=== YOUR INSTRUCTIONS ===
Filter out everything except lines holding "React".

········

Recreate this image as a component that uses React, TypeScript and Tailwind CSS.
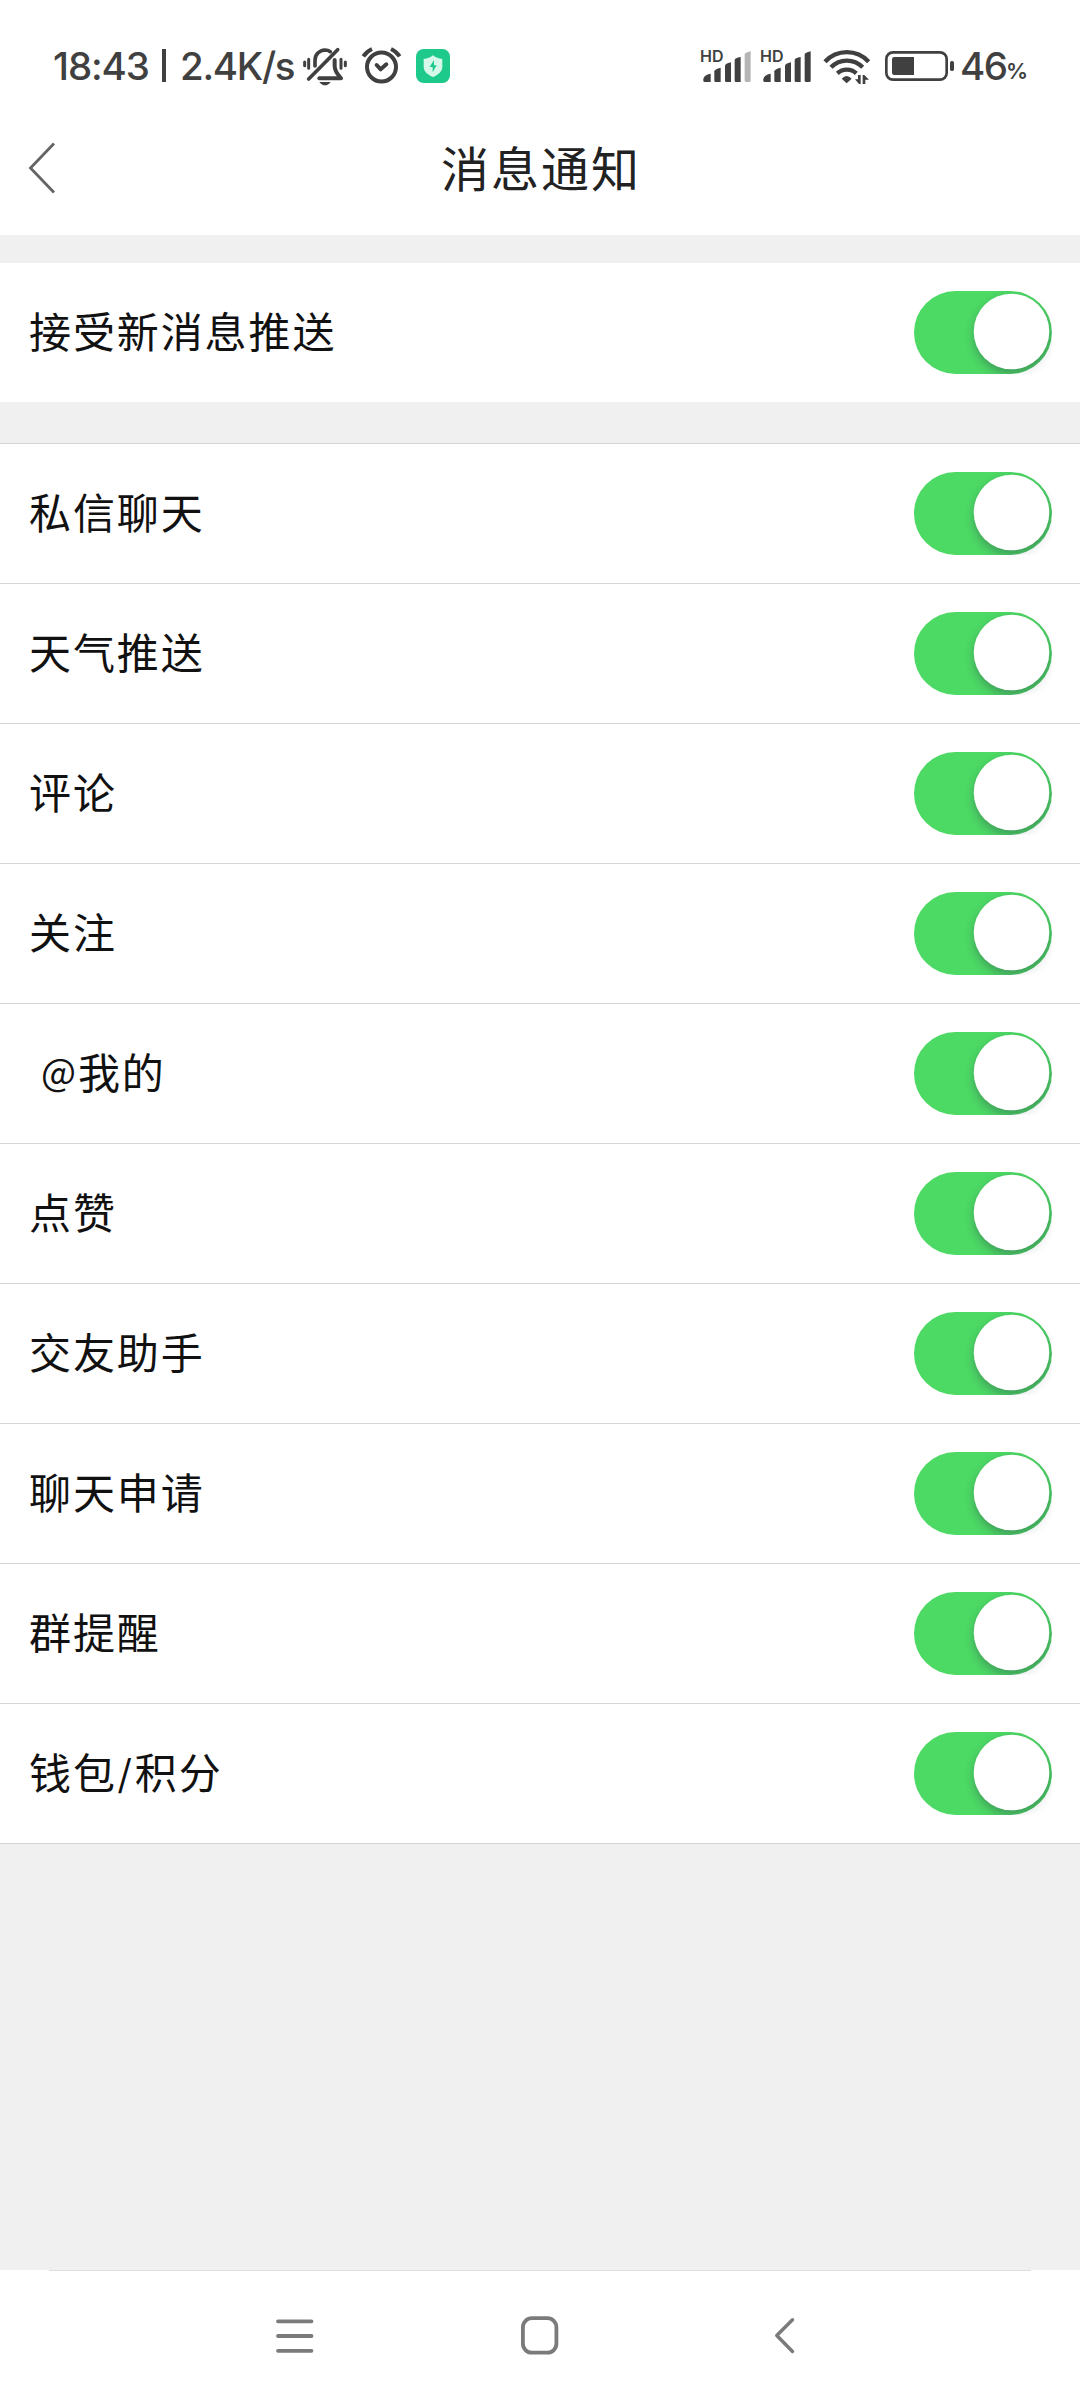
import React from "react";

const INK = "#404040";

function BellOffIcon() {
  return (
    <svg className="ml-[8px] mt-[46px] h-[40px] w-[46px] shrink-0" viewBox="36 48 138 120" fill="none" stroke={INK} strokeLinecap="round">
      <path d="M44 96V107M56 88V115M153 88V115M166 96V107" strokeWidth="9" />
      <path d="M75 108V92C75 73 88 61 105 60C112 60 117 62 121 65" strokeWidth="11" />
      <path d="M134 90V108C134 122 140 130 150 141" strokeWidth="12" />
      <path d="M88 144.500H153" strokeWidth="12" />
      <path d="M143 59L56 147" strokeWidth="11" />
      <path d="M88 156H122C117 163 111 166 105 166S93 163 88 156Z" fill={INK} stroke="none" />
    </svg>
  );
}

function AlarmIcon() {
  return (
    <svg className="ml-[13px] mt-[46px] h-[38px] w-[41px] shrink-0" viewBox="213 48 123 114" fill="none" stroke={INK}>
      <circle cx="274.500" cy="111" r="43.500" strokeWidth="12" />
      <path d="M220 79C227 69 235 62 246 57M303 57C314 62 322 69 329 79" strokeWidth="12" />
      <path d="M260 105L272 118L289 103" strokeWidth="12" strokeLinecap="round" strokeLinejoin="round" />
    </svg>
  );
}

function ShieldIcon() {
  return (
    <svg className="ml-[14px] mt-[49px] h-[34px] w-[34px] shrink-0" viewBox="378 57 102 102">
      <rect x="378" y="57" width="102" height="102" rx="23" fill="#1dca8c" />
      <path d="M429 76C437 83 446 86 457 87V110C457 125 444 134 429 141C414 134 401 125 401 110V87C412 86 421 83 429 76Z" fill="#d5f8ea" />
      <path d="M432 90L419 111H428V127L440 106H432Z" fill="#1dca8c" />
    </svg>
  );
}

function SignalIcon({ weak = false }: { weak?: boolean }) {
  return (
    <div className="relative mr-[9px] mt-[49px] h-[34px] w-[51px] shrink-0">
      <svg className="h-[34px] w-[51px]" viewBox="33 57 153 102" fill={INK}>
        <path d="M40 148C40 140 50 132 62 131V156H44Q40 156 40 152Z" />
        <path d="M73 124Q73 118 92 113V156H77Q73 156 73 152Z" />
        <path d="M105 108Q105 101 123 97V156H109Q105 156 105 152Z" />
        <path d="M134 90Q134 84 152 81V156H138Q134 156 134 152Z" />
        <path d="M164 74Q164 68 182 64V152Q182 156 178 156H168Q164 156 164 152Z" fill={weak ? "#b5b5b5" : INK} />
      </svg>
      <span className="absolute -left-px -top-[3px] text-[16px] font-semibold leading-[20px]">HD</span>
    </div>
  );
}

function WifiIcon() {
  return (
    <svg className="ml-[2px] mt-[48px] h-[37px] w-[48px] shrink-0" viewBox="399 54 144 111" fill="none" stroke={INK}>
      <path d="M405 95C441 57 500 57 536 95" strokeWidth="13" />
      <path d="M423 112C449 85 492 85 518 112" strokeWidth="13" />
      <path d="M442 130C458 115 483 115 499 130" strokeWidth="13" />
      <path d="M455 146Q470 130 485 146L470 160Z" fill={INK} stroke="none" />
      <path d="M512 135V162H507L495 148H504V135ZM518 162V135H523L537 149H526V162Z" fill={INK} stroke="none" />
    </svg>
  );
}

function BatteryIcon() {
  return (
    <svg className="ml-[14px] mt-[50px] h-[32px] w-[70px] shrink-0" viewBox="75 60 210 96" fill="none">
      <rect x="79" y="67" width="181" height="82" rx="20" stroke={INK} strokeWidth="8" />
      <path d="M103 81H162V135H103Q96 135 96 128V88Q96 81 103 81Z" fill={INK} />
      <rect x="270" y="93" width="12" height="30" rx="5" fill={INK} />
    </svg>
  );
}

function StatusBar() {
  return (
    <div className="flex h-[101px] items-start whitespace-nowrap font-['Inter',sans-serif] text-[38.500px] font-medium leading-[46px] text-[#404040]">
      <span className="ml-[53px] mt-[43px] w-[109px] shrink-0 tracking-[-1.100px]">18:43</span>
      <span className="mt-[49px] h-[33px] w-[4px] shrink-0 bg-[#404040]" />
      <span className="ml-[14px] mt-[43px] w-[114px] shrink-0 tracking-[-1.300px]">2.4K/s</span>
      <BellOffIcon />
      <AlarmIcon />
      <ShieldIcon />
      <div className="ml-auto flex w-[379px] items-start">
        <SignalIcon weak />
        <SignalIcon />
        <WifiIcon />
        <BatteryIcon />
        <span className="ml-[5px] mt-[43px] w-[46px] shrink-0 tracking-[-1.500px]">46</span>
        <span className="mt-[57px] shrink-0 text-[22px] font-semibold leading-[28px] tracking-[-1px]">%</span>
      </div>
    </div>
  );
}

function TitleBar() {
  return (
    <header className="flex h-[134px] items-center">
      <svg className="ml-[28px] h-[52px] w-[28px]" viewBox="0 0 28 52" fill="none" stroke="#646464" strokeWidth="2.800">
        <path d="M26 1.500L2.500 26L26 50.500" />
      </svg>
      <h1 className="mb-[5px] ml-[385px] text-[48px] leading-[60px] tracking-[2px] text-[#222]">消息通知</h1>
    </header>
  );
}

function Toggle() {
  return (
    <svg className="h-[83px] w-[138px] shrink-0" viewBox="0 0 138 83">
      <defs>
        <filter id="knob-shadow" x="-30%" y="-30%" width="160%" height="170%">
          <feGaussianBlur stdDeviation="5" />
        </filter>
      </defs>
      <rect width="138" height="83" rx="41.500" fill="#4cd964" />
      <circle cx="98.500" cy="45" r="38.500" fill="#2a3a4a" opacity="0.380" filter="url(#knob-shadow)" />
      <path d="M96.500 0A41.500 41.500 0 0 1 96.500 83H138V0Z" fill="#fff" opacity="0.700" />
      <circle cx="97.500" cy="40.500" r="37.800" fill="#fff" />
    </svg>
  );
}

function Row({ children }: { children: React.ReactNode }) {
  return (
    <div className="flex h-[139px] items-center justify-between bg-white pl-[29px] pr-[28px]">
      <span className="mb-[6px] whitespace-pre text-[42px] leading-[60px] tracking-[1.900px] text-[#111]">{children}</span>
      <Toggle />
    </div>
  );
}

const items: React.ReactNode[] = [
  "私信聊天",
  "天气推送",
  "评论",
  "关注",
  <span key="at" className="flex pl-[12px]">
    <span className="-mt-px text-[37px]">@</span>我的
  </span>,
  "点赞",
  "交友助手",
  "聊天申请",
  "群提醒",
  <span key="wallet" className="flex">
    钱包<span className="w-[18px] pl-[1px] text-[36px] font-medium">/</span>积分
  </span>,
];

function NavBar() {
  return (
    <nav className="h-[130px] bg-white">
      <div className="mx-[49px] h-px bg-[#dedede]" />
      <div className="flex h-[129px] items-center pl-[275px] text-[#7b7b7b]">
        <svg className="h-[40px] w-[40px]" viewBox="0 0 40 40" fill="none" stroke="currentColor" strokeWidth="3.800" strokeLinecap="round">
          <path d="M3 5.300H36.500M3 20H36.500M3 34.800H36.500" />
        </svg>
        <svg className="ml-[205px] h-[40px] w-[40px]" viewBox="0 0 40 40" fill="none" stroke="currentColor" strokeWidth="3.800">
          <rect x="2.900" y="2.200" width="33.500" height="34.500" rx="9" />
        </svg>
        <svg className="ml-[214px] h-[40px] w-[22px]" viewBox="0 0 22 40" fill="none" stroke="currentColor" strokeWidth="3.500" strokeLinecap="round" strokeLinejoin="round">
          <path d="M18.500 3.800L2.800 19.500L18.500 35.500" />
        </svg>
      </div>
    </nav>
  );
}

export default function App() {
  return (
    <div className="flex h-[2400px] w-[1080px] flex-col overflow-hidden bg-[#f0f0f0] font-['Noto_Sans_CJK_SC',sans-serif]">
      <div className="bg-white">
        <StatusBar />
        <TitleBar />
      </div>
      <div className="mt-[28px]">
        <Row>接受新消息推送</Row>
      </div>
      <div className="mt-[41px] flex flex-col gap-px bg-[#d6d6d6] py-px">
        {items.map((item, i) => (
          <Row key={i}>{item}</Row>
        ))}
      </div>
      <div className="grow" />
      <NavBar />
    </div>
  );
}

········

=== RESULT OF THIS TASK ===
Recreate this image as a component that uses React, TypeScript and Tailwind CSS.
import React from "react";
function Row({ children }: { children: React.ReactNode }) {
const items: React.ReactNode[] = [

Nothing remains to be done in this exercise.